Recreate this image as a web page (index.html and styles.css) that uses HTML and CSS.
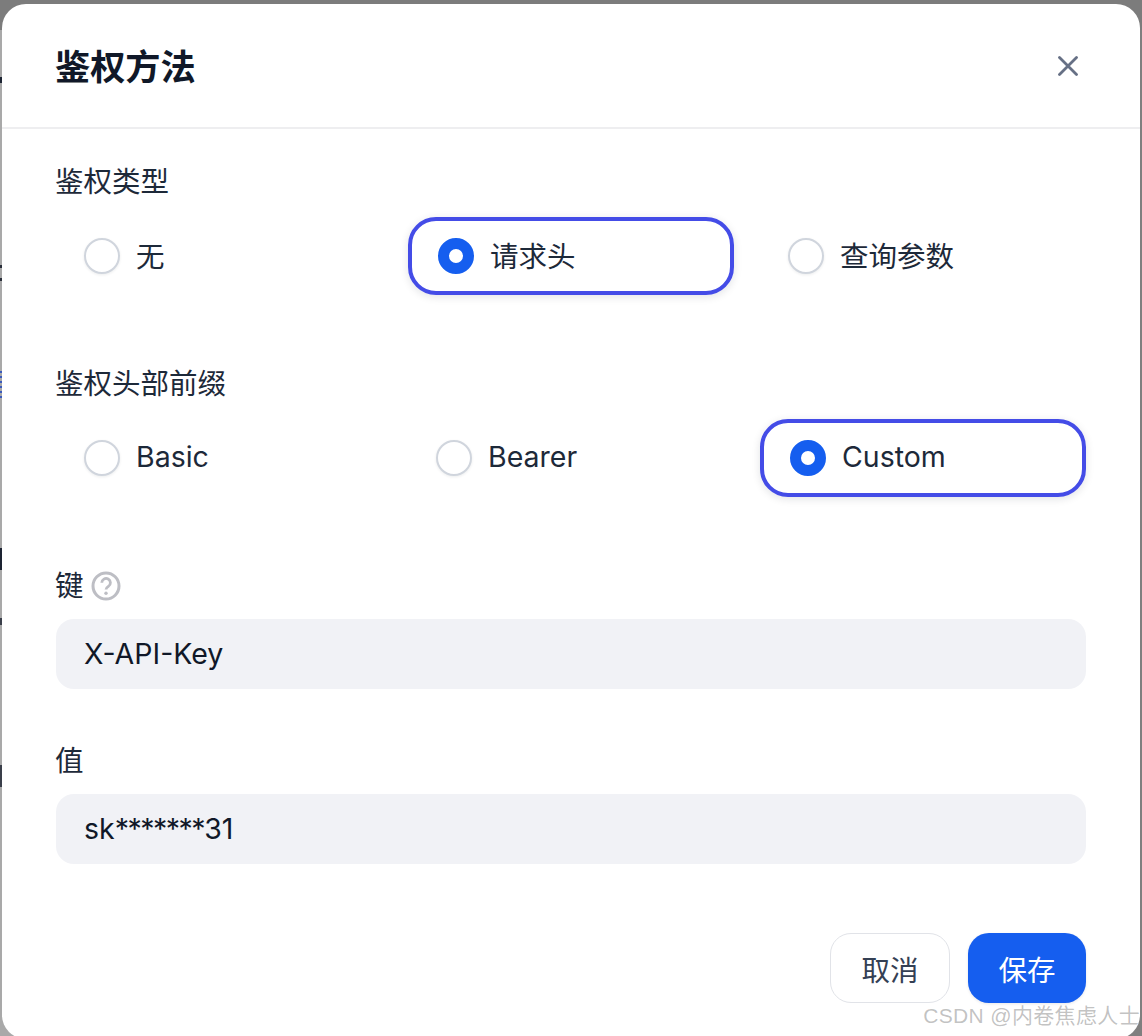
FILE: index.html
```html
<!DOCTYPE html>
<html lang="zh-CN">
<head>
<meta charset="utf-8">
<title>鉴权方法</title>
<link rel="stylesheet" href="styles.css">
</head>
<body>
<div class="modal">
  <header class="modal-head">
    <h1 class="modal-title">鉴权方法</h1>
    <button class="close" type="button" aria-label="关闭">
      <svg viewBox="0 0 20 20" width="20" height="20"><path d="M1.5 1.5 18.5 18.5M18.5 1.5 1.5 18.5" fill="none" stroke="#667085" stroke-width="2.8" stroke-linecap="round"/></svg>
    </button>
  </header>
  <div class="modal-body">
    <section class="field field-radio">
      <div class="label">鉴权类型</div>
      <div class="options">
        <div class="option"><span class="radio"></span><span class="option-text">无</span></div>
        <div class="option selected"><span class="radio"></span><span class="option-text">请求头</span></div>
        <div class="option"><span class="radio"></span><span class="option-text">查询参数</span></div>
      </div>
    </section>
    <section class="field field-radio">
      <div class="label">鉴权头部前缀</div>
      <div class="options">
        <div class="option"><span class="radio"></span><span class="option-text">Basic</span></div>
        <div class="option"><span class="radio"></span><span class="option-text">Bearer</span></div>
        <div class="option selected"><span class="radio"></span><span class="option-text">Custom</span></div>
      </div>
    </section>
    <section class="field field-input">
      <div class="label">键
        <svg class="help" viewBox="0 0 30 30" width="30" height="30"><circle cx="15" cy="15" r="13" fill="none" stroke="#bdbec4" stroke-width="3"/><path d="M10.8 11.8a4.3 4.3 0 1 1 6.6 3.6c-1.5 1-2.4 1.6-2.4 3.1" fill="none" stroke="#bdbec4" stroke-width="2.8"/><circle cx="15" cy="22.2" r="1.7" fill="#bdbec4"/></svg>
      </div>
      <div class="input">X-API-Key</div>
    </section>
    <section class="field field-input">
      <div class="label">值</div>
      <div class="input"><span>sk<span class="mask">*******</span>31</span></div>
    </section>
  </div>
  <footer class="modal-foot">
    <button class="btn btn-cancel" type="button">取消</button>
    <button class="btn btn-save" type="button">保存</button>
  </footer>
</div>
<div class="watermark">CSDN @内卷焦虑人士</div>
</body>
</html>
```
FILE: styles.css
```css
* { box-sizing: border-box; }
html, body { margin: 0; height: 100%; }
body {
  position: relative;
  overflow: hidden;
  height: 1036px;
  padding: 4px 2px 0;
  background:
    linear-gradient(180deg, #7c7c7c 0, #7c7c7c 30px, transparent 30px) no-repeat,
    linear-gradient(90deg, #a9a9a9 0, #a9a9a9 60px, #7f7f7f 60px) no-repeat;
  font-family: Inter, "Noto Sans CJK SC", sans-serif;
  font-size: 28.5px;
  color: #101828;
}
/* fragments of the page behind the dialog, visible in the left edge strip */
body::before {
  content: "";
  position: absolute;
  left: 0;
  top: 0;
  width: 2px;
  height: 800px;
  background:
    linear-gradient(180deg,
      transparent 77px, #1d2433 77px, #1d2433 83px, transparent 83px,
      transparent 265px, #2a2f3a 265px, #2a2f3a 268px, transparent 268px,
      transparent 278px, #2a2f3a 278px, #2a2f3a 281px, transparent 281px,
      transparent 371px, #3b5bbb 371px, #3b5bbb 373px, transparent 373px,
      transparent 376px, #3b5bbb 376px, #3b5bbb 378px, transparent 378px,
      transparent 381px, #3b5bbb 381px, #3b5bbb 383px, transparent 383px,
      transparent 386px, #3b5bbb 386px, #3b5bbb 388px, transparent 388px,
      transparent 391px, #3b5bbb 391px, #3b5bbb 393px, transparent 393px,
      transparent 396px, #3b5bbb 396px, #3b5bbb 398px, transparent 398px,
      transparent 548px, #1d2433 548px, #1d2433 570px, transparent 570px,
      transparent 618px, #3a3f4a 618px, #3a3f4a 625px, transparent 625px,
      transparent 765px, #3a3f4a 765px, #3a3f4a 787px, transparent 787px);
}
.modal {
  position: relative;
  height: 1035px;
  background: #fff;
  border-radius: 24px;
}
.modal-head {
  height: 125px;
  padding: 3px 54px 0;
  display: flex;
  align-items: center;
  justify-content: space-between;
  border-bottom: 2px solid #eeeef0;
}
.modal-title {
  margin: 0 0 0 -1px;
  font-size: 35.2px;
  line-height: 48px;
  font-weight: 700;
  color: #101828;
}
.close {
  width: 28px;
  height: 28px;
  margin: -3px 4px 0 0;
  padding: 0;
  border: 0;
  background: none;
  display: flex;
  align-items: center;
  justify-content: center;
}
.modal-body {
  padding: 33px 54px 0;
  display: flex;
  flex-direction: column;
}
.field-radio { height: 202px; }
.field-input { height: 175px; }
.label {
  margin-left: -1px;
  display: flex;
  align-items: center;
  gap: 7px;
  height: 40px;
  line-height: 40px;
  color: #1d2939;
}
.field-input .label { margin-bottom: 13px; }
.options {
  margin-top: 15px;
  display: grid;
  grid-template-columns: repeat(3, 1fr);
  gap: 26px;
}
.option {
  height: 78px;
  padding: 0 26px;
  display: flex;
  align-items: center;
  gap: 16px;
  border: 2px solid transparent;
  border-radius: 28px;
  color: #1d2939;
}
.option-text { padding-bottom: 3px; }
.option.selected {
  border: 4px solid #444ce7;
  box-shadow: 0 2px 8px rgba(16, 24, 40, 0.12);
}
.radio {
  flex: none;
  width: 36px;
  height: 36px;
  border-radius: 50%;
  border: 2px solid #d0d5dd;
  background: #fff;
  box-shadow: 0 1px 3px rgba(16, 24, 40, 0.08);
}
.selected .radio {
  border: 11px solid #155eef;
  box-shadow: none;
}
.input {
  height: 70px;
  padding: 0 28px 2px;
  display: flex;
  align-items: center;
  background: #f1f2f6;
  border-radius: 18px;
  color: #101828;
}
.mask { letter-spacing: -1.5px; }
.modal-foot {
  margin-top: 17px;
  padding: 0 54px;
  display: flex;
  justify-content: flex-end;
  gap: 18px;
}
.btn {
  height: 70px;
  border-radius: 21px;
  font: inherit;
}
.btn-cancel {
  width: 120px;
  background: #fff;
  border: 1.5px solid #e1e3e8;
  color: #344054;
}
.btn-save {
  width: 118px;
  background: #155eef;
  border: 0;
  color: #fff;
  box-shadow: 0 1px 3px rgba(16, 24, 40, 0.1);
}
.watermark {
  position: absolute;
  right: 2px;
  top: 1002px;
  font-family: "Liberation Sans", "Noto Sans CJK SC", sans-serif;
  font-size: 21px;
  line-height: 28px;
  color: rgba(120, 120, 120, 0.45);
  letter-spacing: 0.35px;
  white-space: nowrap;
}
```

==========

Task to carry out -> Copy out each line word for word, please, skipping the images.

Full solution ->
Recreate this image as a web page (index.html and styles.css) that uses HTML and CSS.
FILE: index.html
```html
<!DOCTYPE html>
<html lang="zh-CN">
<head>
<meta charset="utf-8">
<title>鉴权方法</title>
<link rel="stylesheet" href="styles.css">
</head>
<body>
<div class="modal">
  <header class="modal-head">
    <h1 class="modal-title">鉴权方法</h1>
    <button class="close" type="button" aria-label="关闭">
      <svg viewBox="0 0 20 20" width="20" height="20"><path d="M1.5 1.5 18.5 18.5M18.5 1.5 1.5 18.5" fill="none" stroke="#667085" stroke-width="2.8" stroke-linecap="round"/></svg>
    </button>
  </header>
  <div class="modal-body">
    <section class="field field-radio">
      <div class="label">鉴权类型</div>
      <div class="options">
        <div class="option"><span class="radio"></span><span class="option-text">无</span></div>
        <div class="option selected"><span class="radio"></span><span class="option-text">请求头</span></div>
        <div class="option"><span class="radio"></span><span class="option-text">查询参数</span></div>
      </div>
    </section>
    <section class="field field-radio">
      <div class="label">鉴权头部前缀</div>
      <div class="options">
        <div class="option"><span class="radio"></span><span class="option-text">Basic</span></div>
        <div class="option"><span class="radio"></span><span class="option-text">Bearer</span></div>
        <div class="option selected"><span class="radio"></span><span class="option-text">Custom</span></div>
      </div>
    </section>
    <section class="field field-input">
      <div class="label">键
        <svg class="help" viewBox="0 0 30 30" width="30" height="30"><circle cx="15" cy="15" r="13" fill="none" stroke="#bdbec4" stroke-width="3"/><path d="M10.8 11.8a4.3 4.3 0 1 1 6.6 3.6c-1.5 1-2.4 1.6-2.4 3.1" fill="none" stroke="#bdbec4" stroke-width="2.8"/><circle cx="15" cy="22.2" r="1.7" fill="#bdbec4"/></svg>
      </div>
      <div class="input">X-API-Key</div>
    </section>
    <section class="field field-input">
      <div class="label">值</div>
      <div class="input"><span>sk<span class="mask">*******</span>31</span></div>
    </section>
  </div>
  <footer class="modal-foot">
    <button class="btn btn-cancel" type="button">取消</button>
    <button class="btn btn-save" type="button">保存</button>
  </footer>
</div>
<div class="watermark">CSDN @内卷焦虑人士</div>
</body>
</html>
```
FILE: styles.css
```css
* { box-sizing: border-box; }
html, body { margin: 0; height: 100%; }
body {
  position: relative;
  overflow: hidden;
  height: 1036px;
  padding: 4px 2px 0;
  background:
    linear-gradient(180deg, #7c7c7c 0, #7c7c7c 30px, transparent 30px) no-repeat,
    linear-gradient(90deg, #a9a9a9 0, #a9a9a9 60px, #7f7f7f 60px) no-repeat;
  font-family: Inter, "Noto Sans CJK SC", sans-serif;
  font-size: 28.5px;
  color: #101828;
}
/* fragments of the page behind the dialog, visible in the left edge strip */
body::before {
  content: "";
  position: absolute;
  left: 0;
  top: 0;
  width: 2px;
  height: 800px;
  background:
    linear-gradient(180deg,
      transparent 77px, #1d2433 77px, #1d2433 83px, transparent 83px,
      transparent 265px, #2a2f3a 265px, #2a2f3a 268px, transparent 268px,
      transparent 278px, #2a2f3a 278px, #2a2f3a 281px, transparent 281px,
      transparent 371px, #3b5bbb 371px, #3b5bbb 373px, transparent 373px,
      transparent 376px, #3b5bbb 376px, #3b5bbb 378px, transparent 378px,
      transparent 381px, #3b5bbb 381px, #3b5bbb 383px, transparent 383px,
      transparent 386px, #3b5bbb 386px, #3b5bbb 388px, transparent 388px,
      transparent 391px, #3b5bbb 391px, #3b5bbb 393px, transparent 393px,
      transparent 396px, #3b5bbb 396px, #3b5bbb 398px, transparent 398px,
      transparent 548px, #1d2433 548px, #1d2433 570px, transparent 570px,
      transparent 618px, #3a3f4a 618px, #3a3f4a 625px, transparent 625px,
      transparent 765px, #3a3f4a 765px, #3a3f4a 787px, transparent 787px);
}
.modal {
  position: relative;
  height: 1035px;
  background: #fff;
  border-radius: 24px;
}
.modal-head {
  height: 125px;
  padding: 3px 54px 0;
  display: flex;
  align-items: center;
  justify-content: space-between;
  border-bottom: 2px solid #eeeef0;
}
.modal-title {
  margin: 0 0 0 -1px;
  font-size: 35.2px;
  line-height: 48px;
  font-weight: 700;
  color: #101828;
}
.close {
  width: 28px;
  height: 28px;
  margin: -3px 4px 0 0;
  padding: 0;
  border: 0;
  background: none;
  display: flex;
  align-items: center;
  justify-content: center;
}
.modal-body {
  padding: 33px 54px 0;
  display: flex;
  flex-direction: column;
}
.field-radio { height: 202px; }
.field-input { height: 175px; }
.label {
  margin-left: -1px;
  display: flex;
  align-items: center;
  gap: 7px;
  height: 40px;
  line-height: 40px;
  color: #1d2939;
}
.field-input .label { margin-bottom: 13px; }
.options {
  margin-top: 15px;
  display: grid;
  grid-template-columns: repeat(3, 1fr);
  gap: 26px;
}
.option {
  height: 78px;
  padding: 0 26px;
  display: flex;
  align-items: center;
  gap: 16px;
  border: 2px solid transparent;
  border-radius: 28px;
  color: #1d2939;
}
.option-text { padding-bottom: 3px; }
.option.selected {
  border: 4px solid #444ce7;
  box-shadow: 0 2px 8px rgba(16, 24, 40, 0.12);
}
.radio {
  flex: none;
  width: 36px;
  height: 36px;
  border-radius: 50%;
  border: 2px solid #d0d5dd;
  background: #fff;
  box-shadow: 0 1px 3px rgba(16, 24, 40, 0.08);
}
.selected .radio {
  border: 11px solid #155eef;
  box-shadow: none;
}
.input {
  height: 70px;
  padding: 0 28px 2px;
  display: flex;
  align-items: center;
  background: #f1f2f6;
  border-radius: 18px;
  color: #101828;
}
.mask { letter-spacing: -1.5px; }
.modal-foot {
  margin-top: 17px;
  padding: 0 54px;
  display: flex;
  justify-content: flex-end;
  gap: 18px;
}
.btn {
  height: 70px;
  border-radius: 21px;
  font: inherit;
}
.btn-cancel {
  width: 120px;
  background: #fff;
  border: 1.5px solid #e1e3e8;
  color: #344054;
}
.btn-save {
  width: 118px;
  background: #155eef;
  border: 0;
  color: #fff;
  box-shadow: 0 1px 3px rgba(16, 24, 40, 0.1);
}
.watermark {
  position: absolute;
  right: 2px;
  top: 1002px;
  font-family: "Liberation Sans", "Noto Sans CJK SC", sans-serif;
  font-size: 21px;
  line-height: 28px;
  color: rgba(120, 120, 120, 0.45);
  letter-spacing: 0.35px;
  white-space: nowrap;
}
```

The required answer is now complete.